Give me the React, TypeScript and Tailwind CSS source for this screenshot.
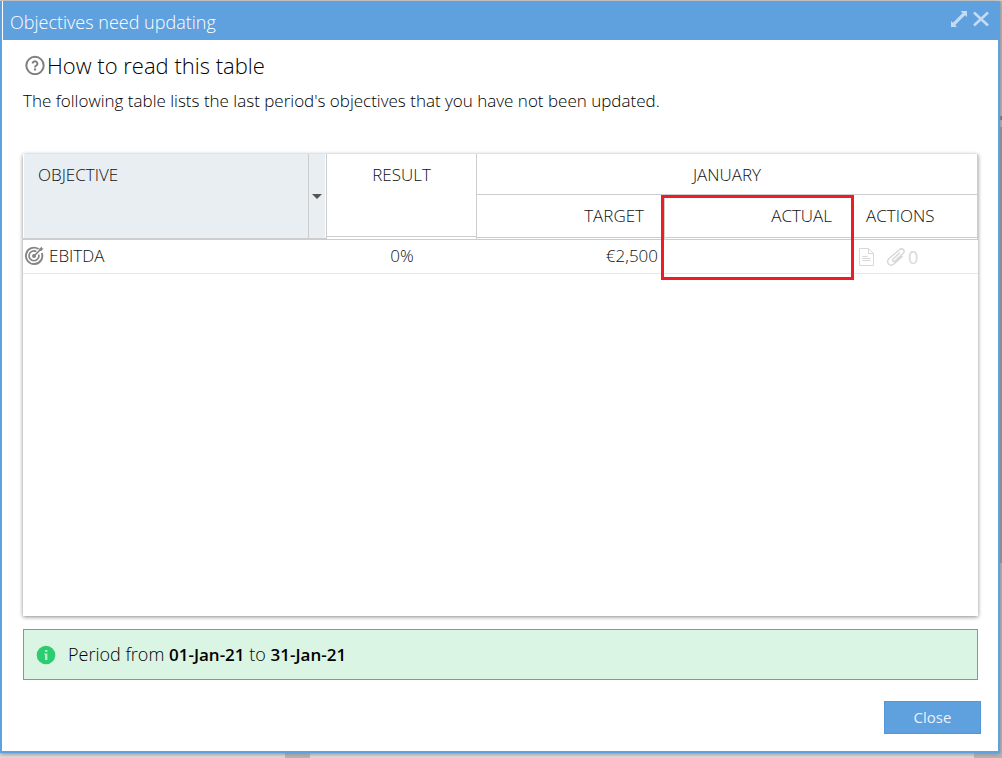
import { useState } from 'react'

interface Objective {
  name: string
  result: string
  target: string
  actual: string
  attachments: number
}

const objectives: Objective[] = [
  { name: 'EBITDA', result: '0%', target: '€2,500', actual: '', attachments: 0 },
]

function TargetIcon() {
  return (
    <svg viewBox="0 0 20 20" className="size-5 shrink-0" fill="none" stroke="#858585" aria-hidden="true">
      <path d="M14.6 3A8.200 8.200 0 1 0 17.800 7" strokeWidth="1.900" />
      <path d="M12.400 5.600A4.900 4.900 0 1 0 14.700 8.600" strokeWidth="1.700" />
      <circle cx="10" cy="10" r="2" fill="#858585" stroke="none" />
      <path d="M10 10 17 3" strokeWidth="1.600" />
      <path d="M15 5 15.200 2.800 17.800.6 18 2.200 19.600 2.400 17.200 5Z" fill="#858585" stroke="none" />
    </svg>
  )
}

function HelpIcon() {
  return (
    <svg viewBox="0 0 20 20" className="size-5 shrink-0" fill="none" stroke="#808080" aria-hidden="true">
      <circle cx="10" cy="10.500" r="8.700" strokeWidth="2" />
      <path d="M7.600 8.600a2.400 2.300 0 1 1 3.700 1.900c-.9.6-1.300.9-1.300 1.900" strokeWidth="2" />
      <path d="M10 13.500v2" strokeWidth="2.200" />
    </svg>
  )
}

function ExpandIcon() {
  return (
    <svg viewBox="0 0 16 16" className="size-4" fill="currentColor" aria-hidden="true">
      <path d="M9.500 0H16v6l-2-1.800L4.200 14 6 16H0v-6l2 1.800L11.600 2Z" />
    </svg>
  )
}

function CloseIcon() {
  return (
    <svg viewBox="0 0 16 16" className="size-4" fill="none" stroke="currentColor" strokeWidth="2.600" aria-hidden="true">
      <path d="M1 1.500l14 13M15 1.500l-14 13" />
    </svg>
  )
}

function NoteIcon() {
  return (
    <svg viewBox="0 0 15 18" className="w-[15px] h-[18px]" fill="none" stroke="currentColor" aria-hidden="true">
      <path d="M.5.5h9l5 5v12H.5ZM9.500.5v5h5M3.500 8.500h5M3.500 10.500h8M3.500 12.500h8" />
    </svg>
  )
}

function ClipIcon() {
  return (
    <svg viewBox="0 0 20 18" className="w-5 h-[18px]" fill="none" stroke="currentColor" strokeWidth="1.500" strokeLinecap="round" aria-hidden="true">
      <path d="M13.500 5 7 11.200c-1.400 1.400.5 3.200 1.900 1.900l8.200-7.600c3-3-1-6.200-4-3.500L3 10.500C-1 14.500 4.200 19.500 8.200 15.700L16 8.600" />
    </svg>
  )
}

function InfoIcon() {
  return (
    <svg viewBox="0 0 20 20" className="size-5 shrink-0" aria-hidden="true">
      <circle cx="10" cy="10" r="9.300" fill="#2ecc71" />
      <path d="M9 5h2.400v2H9ZM8.400 8.500h3V15H9V10h-.600Z" fill="#b5edcb" />
    </svg>
  )
}

export default function App() {
  const [open, setOpen] = useState(true)
  const [maximized, setMaximized] = useState(false)

  return (
    <div className="flex min-h-screen flex-col bg-[#d2d2d2] pt-px font-['Open_Sans',sans-serif] text-black">
      <div className="flex flex-1">
        {open && (
          <section
            role="dialog"
            aria-labelledby="dialog-title"
            className="z-10 flex flex-1 flex-col border-2 border-t-0 border-[#5fa0de] bg-white shadow-[0_1px_4px_#888]"
          >
            <header className="ml-px flex h-[39px] items-center justify-between bg-[#5fa0de] pr-[9px] pl-[7px]">
              <h1 id="dialog-title" className="pt-0.5 text-lg font-light text-white">Objectives need updating</h1>
              <div className="flex gap-1.5 pb-1 text-[#c3dcf4]">
                <button type="button" aria-label="Maximize" onClick={() => setMaximized(!maximized)}>
                  <ExpandIcon />
                </button>
                <button type="button" aria-label="Close dialog" onClick={() => setOpen(false)}>
                  <CloseIcon />
                </button>
              </div>
            </header>

            <div className="flex flex-1 flex-col pt-3 pr-5 pl-[21px]">
              <h2 className="flex items-center gap-0.5 pl-0.5 text-[22px] leading-[26px] font-light">
                <HelpIcon />
                How to read this table
              </h2>
              <p className="mt-[11px] text-[17px] leading-6 font-light">
                The following table lists the last period's objectives that you have not been updated.
              </p>

              <div className="mt-[41px] flex-1 bg-white shadow-[0_1px_4px_#888]">
                <table className="w-full table-fixed border-separate border-spacing-0 text-[17px] leading-6 font-light text-[#111]">
                  <colgroup>
                    <col className="w-[304px]" />
                    <col className="w-[150px]" />
                    <col className="w-[187px]" />
                    <col className="w-[190px]" />
                    <col />
                  </colgroup>
                  <thead className="align-top">
                    <tr className="h-[41px]">
                      <th rowSpan={2} className="border-r border-b-2 border-[#cdcdcd] p-0 px-px font-light">
                        <div className="flex h-[84px] bg-[#e9eef2]">
                          <span className="flex-1 pt-[9px] pl-3.5 text-left">OBJECTIVE</span>
                          <button
                            type="button"
                            aria-label="Objective column menu"
                            className="flex w-[17px] items-center justify-center border-l border-[#cdcdcd]"
                          >
                            <svg viewBox="0 0 10 5" className="h-[5px] w-2.5" fill="#555" aria-hidden="true">
                              <path d="M0 0h10L5 5Z" />
                            </svg>
                          </button>
                        </div>
                      </th>
                      <th rowSpan={2} className="border-r border-b border-[#cdcdcd] p-0 font-light">
                        <div className="h-[83px] border-b border-[#cdcdcd] pt-[9px]">RESULT</div>
                      </th>
                      <th colSpan={3} className="border-r border-b border-[#cdcdcd] p-0 pt-[9px] font-light">JANUARY</th>
                    </tr>
                    <tr className="h-[45px]">
                      <th className="border-b border-[#cdcdcd] p-0 font-light">
                        <div className="h-[43px] border-b border-[#cdcdcd] pt-[9px] pr-5 text-right">TARGET</div>
                      </th>
                      <th className="relative border-b border-l border-[#cdcdcd] p-0 font-light">
                        <div className="h-[43px] border-b border-[#cdcdcd] pt-[9px] pr-[22px] text-right">ACTUAL</div>
                        {/* highlight spans the header and the first row */}
                        <div className="pointer-events-none absolute top-0 -left-1 h-[85px] w-[193px] border-3 border-[#ee1c25]" />
                      </th>
                      <th className="border-r border-b border-[#cdcdcd] p-0 font-light">
                        <div className="h-[43px] border-b border-[#cdcdcd] pt-[9px] pl-3 text-left">ACTIONS</div>
                      </th>
                    </tr>
                  </thead>
                  <tbody>
                    {objectives.map((o) => (
                      <tr key={o.name} className="h-[34px] align-top">
                        <td className="border-b border-[#e8e8e8] p-0 pt-1">
                          <span className="flex items-center gap-[5px] pl-px">
                            <TargetIcon />
                            {o.name}
                          </span>
                        </td>
                        <td className="border-b border-[#e8e8e8] p-0 pt-1 text-center">{o.result}</td>
                        <td className="border-b border-[#e8e8e8] p-0 pt-1 pr-1.5 text-right">{o.target}</td>
                        <td className="border-b border-[#e8e8e8] p-0 pt-1 text-right">{o.actual}</td>
                        <td className="border-b border-[#e8e8e8] p-0 pt-[5px] pl-[5px] text-[#d8d8d8]">
                          <span className="flex items-center">
                            <button type="button" aria-label="Notes">
                              <NoteIcon />
                            </button>
                            <button type="button" aria-label="Attachments" className="ml-3 flex items-center gap-0.5 text-lg leading-6 font-normal">
                              <ClipIcon />
                              {o.attachments}
                            </button>
                          </span>
                        </td>
                      </tr>
                    ))}
                  </tbody>
                </table>
              </div>

              <div className="mt-[13px] flex h-[51px] items-center gap-3 border border-[#2ecc71] bg-[#dbf5e4] pl-3 text-lg font-light">
                <InfoIcon />
                <p>
                  Period from <strong className="text-[17px] font-semibold">01-Jan-21</strong> to{' '}
                  <strong className="text-[17px] font-semibold">31-Jan-21</strong>
                </p>
              </div>
            </div>

            <footer className="flex justify-end pt-[21px] pr-[17px] pb-[17px]">
              <button
                type="button"
                onClick={() => setOpen(false)}
                className="h-[33px] w-[97px] border border-[#5596d6] bg-[#5fa0de] pb-0.5 text-[15px] leading-6 text-[#eaf3fb]"
              >
                Close
              </button>
            </footer>
          </section>
        )}
        {/* edge of the page behind the dialog */}
        {!maximized && (
          <div className="ml-auto flex w-0.5 flex-col bg-[#b4b4b4] pt-[115px]">
            <div className="h-1 bg-[#777]" />
            <div className="mt-[7px] h-[436px] bg-[#919191]" />
          </div>
        )}
      </div>
      {!maximized && (
        <div className="flex h-[5px] bg-[#dcdcdc]">
          <div className="ml-[285px] w-[25px] bg-[#b4b4b4]" />
          <div className="ml-auto w-7 bg-[#b4b4b4]" />
        </div>
      )}
    </div>
  )
}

┄┄┄┄┄┄

Stated goal
Select, from the listing, all lines that include the word "this".

Correct answer
Give me the React, TypeScript and Tailwind CSS source for this screenshot.
                How to read this table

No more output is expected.